- Film poster
- Traditional Chinese: 孩子·樹
- Simplified Chinese: 孩子·树
- Literal meaning: Kid, Tree
- Hanyu Pinyin: Háizǐ Shù
- Directed by: Daisy Chan
- Screenplay by: Victor Lau; Ho Hee-ann; Liew Kwee-lan;
- Produced by: Victor Lau
- Starring: Francis Ng; Zoe Tay; Phyllis Quek; Deng Mao Hui;
- Cinematography: Tung Sei-kwong
- Edited by: Koh Kah-yen
- Music by: Jim Lim; Kevin Quah;
- Production company: Mediacorp Raintree Pictures
- Release date: April 26, 2001;
- Running time: 98 minutes
- Country: Singapore
- Language: Mandarin

= The Tree (2001 film) =

2001 film by Daisy Chan

The Tree is a 2001 Singaporean supernatural-mystery drama film directed by Daisy Chan, starring Zoe Tay, Francis Ng, Phyllis Quek, Tse Kwan Ho and Deng Mao Hui.

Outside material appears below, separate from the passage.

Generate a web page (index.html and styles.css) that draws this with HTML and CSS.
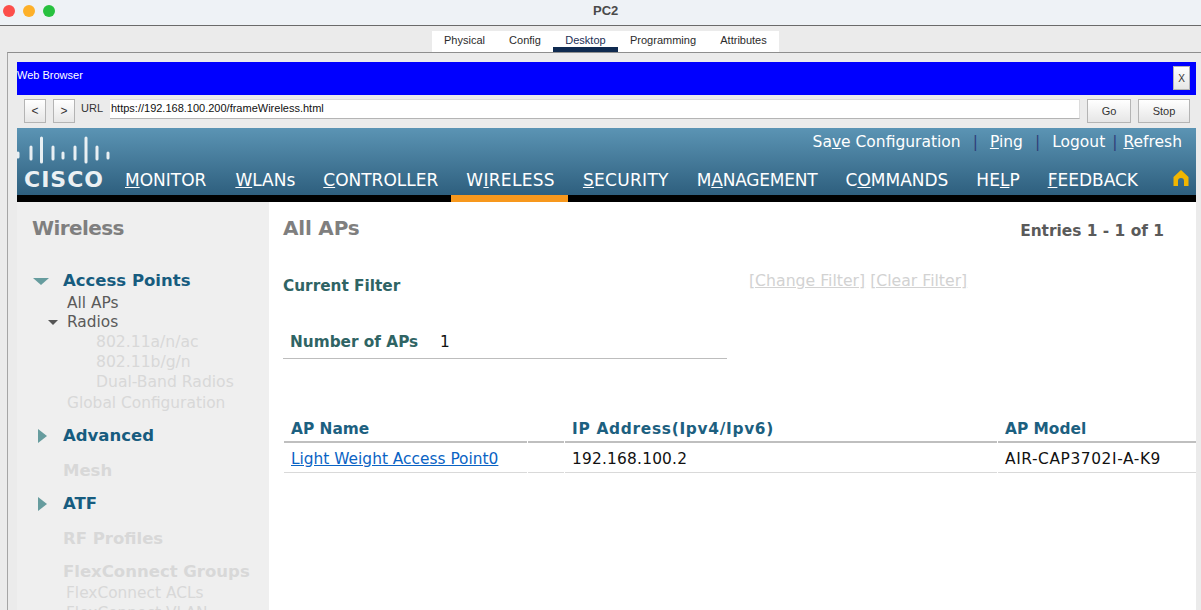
FILE: index.html
```html
<!DOCTYPE html>
<html>
<head>
<meta charset="utf-8"/>
<title>PC2</title>
<link rel="stylesheet" href="styles.css">
</head>
<body>

<div class="titlebar">
  <div class="lights">
    <span class="light red"></span>
    <span class="light amber"></span>
    <span class="light green"></span>
  </div>
  <div class="title">PC2</div>
</div>

<div class="tabstrip">
  <div class="tabs">
    <span class="tab tab-physical">Physical</span>
    <span class="tab tab-config">Config</span>
    <span class="tab tab-desktop">Desktop</span>
    <span class="tab tab-programming">Programming</span>
    <span class="tab tab-attributes">Attributes</span>
  </div>
</div>

<div class="desktop">
  <div class="browser">
    <div class="bluebar">
      <span class="bluebar-title">Web Browser</span>
      <span class="btn btn-close">X</span>
    </div>
    <div class="urlrow">
      <span class="btn btn-nav">&lt;</span>
      <span class="btn btn-nav">&gt;</span>
      <span class="url-label">URL</span>
      <div class="url-input">https://192.168.100.200/frameWireless.html</div>
      <span class="btn btn-go">Go</span>
      <span class="btn btn-stop">Stop</span>
    </div>

    <div class="wlc-header">
      <div class="logo">
        <svg class="logo-bars" width="96" height="30" viewBox="0 0 96 30">
          <g stroke="#fff" stroke-width="3" stroke-linecap="round" opacity="0.88">
            <line x1="1" y1="18" x2="1" y2="22"/>
            <line x1="14" y1="12" x2="14" y2="24"/>
            <line x1="24.5" y1="3" x2="24.5" y2="27"/>
            <line x1="36" y1="12" x2="36" y2="24"/>
            <line x1="46" y1="18" x2="46" y2="23"/>
            <line x1="58" y1="12" x2="58" y2="24"/>
            <line x1="69" y1="3" x2="69" y2="27"/>
            <line x1="80" y1="12" x2="80" y2="24"/>
            <line x1="91" y1="18" x2="91" y2="23"/>
          </g>
        </svg>
        <div class="logo-word">CISCO</div>
      </div>
      <div class="header-main">
        <div class="toplinks">
          <span>Sa<u>v</u>e Configuration</span><i>|</i>
          <span><u>P</u>ing</span><i>|</i>
          <span>Logout</span><i class="tight">|</i>
          <span><u>R</u>efresh</span>
        </div>
        <div class="mainnav">
          <span class="nav-item nav-first"><u>M</u>ONITOR</span>
          <span class="nav-item"><u>W</u>LANs</span>
          <span class="nav-item"><u>C</u>ONTROLLER</span>
          <span class="nav-item nav-wide">W<u>I</u>RELESS</span>
          <span class="nav-item nav-wide"><u>S</u>ECURITY</span>
          <span class="nav-item nav-tight">M<u>A</u>NAGEMENT</span>
          <span class="nav-item">C<u>O</u>MMANDS</span>
          <span class="nav-item">HE<u>L</u>P</span>
          <span class="nav-item"><u>F</u>EEDBACK</span>
          <svg class="home" width="16" height="16" viewBox="0 0 16 16">
            <path d="M8 0 L15.5 7 V16 H11 V11 A3 3 0 0 0 5 11 V16 H.5 V7 Z" fill="#f2b600"/>
          </svg>
          <span class="nav-home"><u>H</u>ome</span>
        </div>
      </div>
    </div>
    <div class="blackbar"><div class="active-mark"></div></div>

    <div class="wlc-body">
      <div class="sidebar">
        <div class="side-title">Wireless</div>

        <div class="side-head side-head-first"><span class="tri-down"></span>Access Points</div>
        <div class="side-sub side-allaps">All APs</div>
        <div class="side-sub side-radios"><span class="tri-small"></span>Radios</div>
        <div class="side-sub2">802.11a/n/ac</div>
        <div class="side-sub2">802.11b/g/n</div>
        <div class="side-sub2">Dual-Band Radios</div>
        <div class="side-sub off">Global Configuration</div>

        <div class="side-head side-advanced"><span class="tri-right"></span>Advanced</div>
        <div class="side-head off side-mesh">Mesh</div>
        <div class="side-head side-atf"><span class="tri-right"></span>ATF</div>
        <div class="side-head off side-rf">RF Profiles</div>
        <div class="side-head off side-flex">FlexConnect Groups</div>
        <div class="side-flexsub">FlexConnect ACLs</div>
        <div class="side-flexsub">FlexConnect VLAN</div>
      </div>

      <div class="content">
        <div class="content-top">
          <h1>All APs</h1>
          <span class="entries">Entries 1 - 1 of 1</span>
        </div>
        <div class="filter-row">
          <span class="filter-label">Current Filter</span>
          <span class="filter-links"><u>[Change Filter]</u> <u>[Clear Filter]</u></span>
        </div>
        <div class="count-row">
          <span class="count-label">Number of APs</span>
          <span class="count-val">1</span>
        </div>
        <table class="ap-table">
          <tr>
            <th class="col-name">AP Name</th>
            <th class="col-gap"></th>
            <th class="col-ip">IP Address(Ipv4/Ipv6)</th>
            <th class="col-model">AP Model</th>
          </tr>
          <tr>
            <td><a href="#">Light Weight Access Point0</a></td>
            <td></td>
            <td class="cell-ip">192.168.100.2</td>
            <td class="cell-model">AIR-CAP3702I-A-K9</td>
          </tr>
        </table>
      </div>
    </div>
  </div>
</div>

</body>
</html>
```

FILE: styles.css
```css
html, body {
  height: 610px;
  overflow: hidden;
}

body {
  margin: 0;
  background-color: #ebebeb;
  font-family: "DejaVu Sans", Verdana, sans-serif;
  display: flex;
  flex-direction: column;
}

.titlebar {
  height: 25px;
  flex: none;
  background-color: #eef2f6;
  border-bottom: 1px solid #6a6a6a;
  display: flex;
  align-items: flex-start;
  position: relative;
}

.lights {
  display: flex;
  gap: 8px;
  padding: 5px 0 0 3px;
}

.light {
  width: 12px;
  height: 12px;
  border-radius: 50%;
}

.red { background-color: #fc4f4b; }
.amber { background-color: #fdb029; }
.green { background-color: #27c13f; }

.title {
  position: absolute;
  left: 593px;
  top: 3px;
  font: bold 13px "Liberation Sans", Arial, sans-serif;
  color: #4a4a4a;
}

.tabstrip {
  height: 26px;
  flex: none;
  display: flex;
  justify-content: center;
  align-items: flex-end;
  padding-left: 10px;
}

.tabs {
  height: 21px;
  background-color: #fff;
  display: flex;
  font: 11px "Liberation Sans", Arial, sans-serif;
  color: #2b2b2b;
  width: 347px;
}

.tab {
  text-align: center;
  line-height: 19px;
}

.tab-physical { width: 65px; }
.tab-config { width: 56px; }
.tab-desktop {
  width: 65px;
  color: #1c2f55;
  border-bottom: 5px solid #0f2a50;
  height: 16px;
}
.tab-programming { width: 90px; }
.tab-attributes { width: 71px; }

.desktop {
  flex: 1;
  min-height: 0;
  margin-left: 7px;
  border-top: 1px solid #8e8e8e;
  border-left: 1px solid #a5a5a5;
  padding: 9px 5px 0 9px;
}

.browser {
  height: 100%;
  display: flex;
  flex-direction: column;
}

.btn {
  box-sizing: border-box;
  border: 1px solid #b4b4b4;
  background: linear-gradient(#ffffff, #e6e6e6);
  font: 11px "Liberation Sans", Arial, sans-serif;
  color: #333;
  display: flex;
  align-items: center;
  justify-content: center;
  flex: none;
}

.bluebar {
  height: 33px;
  flex: none;
  background-color: #0000ff;
  color: #fff;
  display: flex;
  justify-content: space-between;
  align-items: flex-start;
  font: 11px "Liberation Sans", Arial, sans-serif;
}

.bluebar-title {
  margin-top: 7px;
}

.btn-close {
  width: 17px;
  height: 24px;
  margin: 4px 6px 0 0;
  font-size: 10px;
}

.urlrow {
  height: 33px;
  flex: none;
  display: flex;
  align-items: flex-start;
  padding: 4px 6px 0 7px;
  box-sizing: border-box;
}

.btn-nav {
  width: 22px;
  height: 24px;
  margin-right: 7px;
  font-size: 12px;
}

.url-label {
  font: 11px "Liberation Sans", Arial, sans-serif;
  color: #333;
  margin: 3px 0 0 -1px;
  width: 29px;
}

.url-input {
  flex: 1;
  height: 20px;
  box-sizing: border-box;
  background-color: #fff;
  border-top: 1px solid #dcdcdc;
  border-bottom: 1px solid #b4b4b4;
  border-right: 1px solid #dcdcdc;
  padding: 2px 0 0 1px;
  font: 11px "Liberation Sans", Arial, sans-serif;
  color: #111;
  margin-right: 7px;
}

.btn-go {
  width: 44px;
  height: 24px;
  margin-right: 7px;
}

.btn-stop {
  width: 52px;
  height: 24px;
}

.wlc-header {
  height: 67px;
  flex: none;
  background: linear-gradient(#5b94b4, #2e5f7e);
  display: flex;
  color: #fff;
}

.logo {
  width: 108px;
  flex: none;
  padding-top: 7px;
  overflow: hidden;
}

.logo-bars {
  display: block;
}

.logo-word {
  font: bold 22px "DejaVu Sans", Verdana, sans-serif;
  letter-spacing: 1px;
  padding-left: 7px;
  margin-top: 3px;
  line-height: 24px;
  opacity: 0.9;
}

.header-main {
  flex: 1;
  min-width: 0;
  display: flex;
  flex-direction: column;
}

.toplinks {
  height: 37px;
  box-sizing: border-box;
  padding: 5px 14px 0 0;
  display: flex;
  justify-content: flex-end;
  font-size: 15.5px;
  line-height: 18px;
}

.toplinks i {
  font-style: normal;
  color: #2f3f7a;
  margin: 0 12px;
}

.toplinks i.tight {
  margin: 0 6px 0 7px;
}

.mainnav {
  display: flex;
  font-size: 17px;
  line-height: 20px;
  height: 30px;
  white-space: nowrap;
  overflow: hidden;
}

.nav-item {
  padding: 5px 14px 0;
  flex: none;
}

.nav-first {
  padding-left: 0;
  padding-right: 15px;
}

.nav-wide { letter-spacing: 0.3px; }
.nav-tight { letter-spacing: -0.2px; }

.home {
  margin: 5px 0 0 21px;
  flex: none;
}

.nav-home {
  padding: 5px 0 0 7px;
  flex: none;
}

.blackbar {
  height: 7px;
  flex: none;
  background-color: #000;
}

.active-mark {
  width: 117px;
  height: 7px;
  margin-left: 434px;
  background-color: #f7981d;
}

.wlc-body {
  flex: 1;
  min-height: 0;
  display: flex;
  background-color: #fff;
  overflow: hidden;
}

.sidebar {
  width: 252px;
  flex: none;
  background-color: #efefef;
  padding: 13px 0 0 15px;
  box-sizing: border-box;
  overflow: hidden;
  white-space: nowrap;
}

.side-title {
  font-size: 20px;
  font-weight: bold;
  color: #7f7f7f;
  line-height: 26px;
  letter-spacing: -0.6px;
}

.side-head {
  font-size: 16.5px;
  font-weight: bold;
  color: #175c7f;
  line-height: 22px;
  padding-left: 31px;
  position: relative;
}

.side-head-first { margin-top: 29px; }
.side-advanced { margin-top: 12px; }
.side-mesh { margin-top: 13px; }
.side-atf { margin-top: 11px; }
.side-rf { margin-top: 13px; }
.side-flex { margin-top: 11px; }

.side-head.off { color: #d8d8d8; }

.tri-down {
  position: absolute;
  left: 1px;
  top: 8px;
  border-left: 8px solid transparent;
  border-right: 8px solid transparent;
  border-top: 7px solid #669c9e;
}

.tri-right {
  position: absolute;
  left: 6px;
  top: 4px;
  border-top: 7px solid transparent;
  border-bottom: 7px solid transparent;
  border-left: 9px solid #669c9e;
}

.side-sub {
  font-size: 15.4px;
  color: #5a5a5a;
  line-height: 20px;
  padding-left: 35px;
  position: relative;
}

.side-allaps { margin-top: 1px; }
.side-radios { margin-top: -1px; }

.side-sub.off {
  color: #d8d8d8;
  margin-top: 1px;
}

.tri-small {
  position: absolute;
  left: 16px;
  top: 8px;
  border-left: 5px solid transparent;
  border-right: 5px solid transparent;
  border-top: 5px solid #555;
}

.side-sub2 {
  font-size: 15.6px;
  color: #d8d8d8;
  line-height: 20px;
  padding-left: 64px;
}

.side-flexsub {
  font-size: 15.4px;
  color: #d8d8d8;
  line-height: 20px;
  padding-left: 34px;
}

.content {
  flex: 1;
  min-width: 0;
  padding: 0 0 0 14px;
}

.content-top {
  display: flex;
  justify-content: space-between;
  padding: 13px 32px 0 0;
  height: 50px;
  box-sizing: border-box;
}

h1 {
  margin: 0;
  font-size: 20px;
  font-weight: bold;
  color: #7f7f7f;
  line-height: 26px;
  letter-spacing: -0.2px;
}

.entries {
  font-size: 15.4px;
  font-weight: bold;
  color: #5a5a5a;
  line-height: 32px;
}

.filter-row {
  height: 60px;
  display: flex;
  align-items: flex-start;
  padding-top: 18px;
  box-sizing: border-box;
}

.filter-label {
  font-size: 15.3px;
  font-weight: bold;
  color: #2f6464;
  width: 466px;
  line-height: 30px;
  margin-top: 1px;
}

.filter-links {
  font-size: 15.7px;
  color: #d2d2d2;
  line-height: 20px;
  margin-top: 1px;
}

.count-row {
  width: 444px;
  height: 47px;
  box-sizing: border-box;
  border-bottom: 1px solid #bdbdbd;
  font-size: 15.3px;
  line-height: 18px;
  padding: 21px 0 0 7px;
  display: flex;
}

.count-label {
  font-weight: bold;
  color: #2f6464;
  width: 150px;
}

.count-val {
  color: #111;
}

.ap-table {
  margin-top: 56px;
  width: calc(100% + 1px);
  border-collapse: separate;
  border-spacing: 1px 0;
  font-size: 15.4px;
  table-layout: fixed;
}

.ap-table th {
  text-align: left;
  color: #1c6080;
  font-weight: bold;
  height: 24px;
  padding: 2px 0 0 7px;
  border-bottom: 2px solid #bfbfbf;
}

.ap-table td {
  height: 27px;
  padding: 2px 0 0 7px;
  color: #111;
  border-bottom: 1px solid #d9d9d9;
}

.ap-table a {
  color: #0a63c4;
}

.col-name { width: 236px; }
.col-gap { width: 29px; }
.col-ip {
  width: 425px;
  letter-spacing: 0.7px;
}

.cell-ip { letter-spacing: 0.2px; }
.cell-model { letter-spacing: 0.6px; }
```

Produced by Mediacorp Raintree Pictures, the film was shot entirely in Singapore over 28 days with a production budget of S$1.1 million. It was released in Singapore cinemas on 26 April 2001.

==Plot==
Lin Zixiong dies after being hit by a car, and the only witness seems to be his stepson "Popiah", a quiet young boy with no friends besides a gigantic tree. Police investigator Jiang Liangxing becomes convinced the driver was Lin's wife Guo Meifen, whose first husband Xie Wenguang disappeared 5 years ago. Meanwhile, Jiang's boyfriend and pathologist Wu Chongzhe discovers a mysterious fungus in Lin's heart. He also befriends Popiah and learns that Lin had sexually abused him. Perhaps the answer to everything lies in the gigantic tree...

==Cast==
- Deng Maohui as Xie Qingyu, a child nicknamed "Popiah"
- Zoe Tay as Guo Meifeng, Popiah's mother
- Francis Ng as Wu Chongzhe, a forensic pathologist
- Phyllis Quek as Jiang Liangxing, Wu Chongzhe's girlfriend and a police superintendent
- Lau Siu-ming as Wu Mingwei, Wu Chongzhe's father
- Tse Kwan-ho as Xie Wenguang, Popiah's father
- Zheng Geping as Lin Zixiong, Popiah's stepfather
- Dasmond Koh as Chen Guoqiang, a police officer

==Reception==
Soh Yun-Huei gave the film 1/2 out of 4 stars, writing the film meant to blend "suspense, melodrama and romance together, but the end results are lumpy and unsatisfying".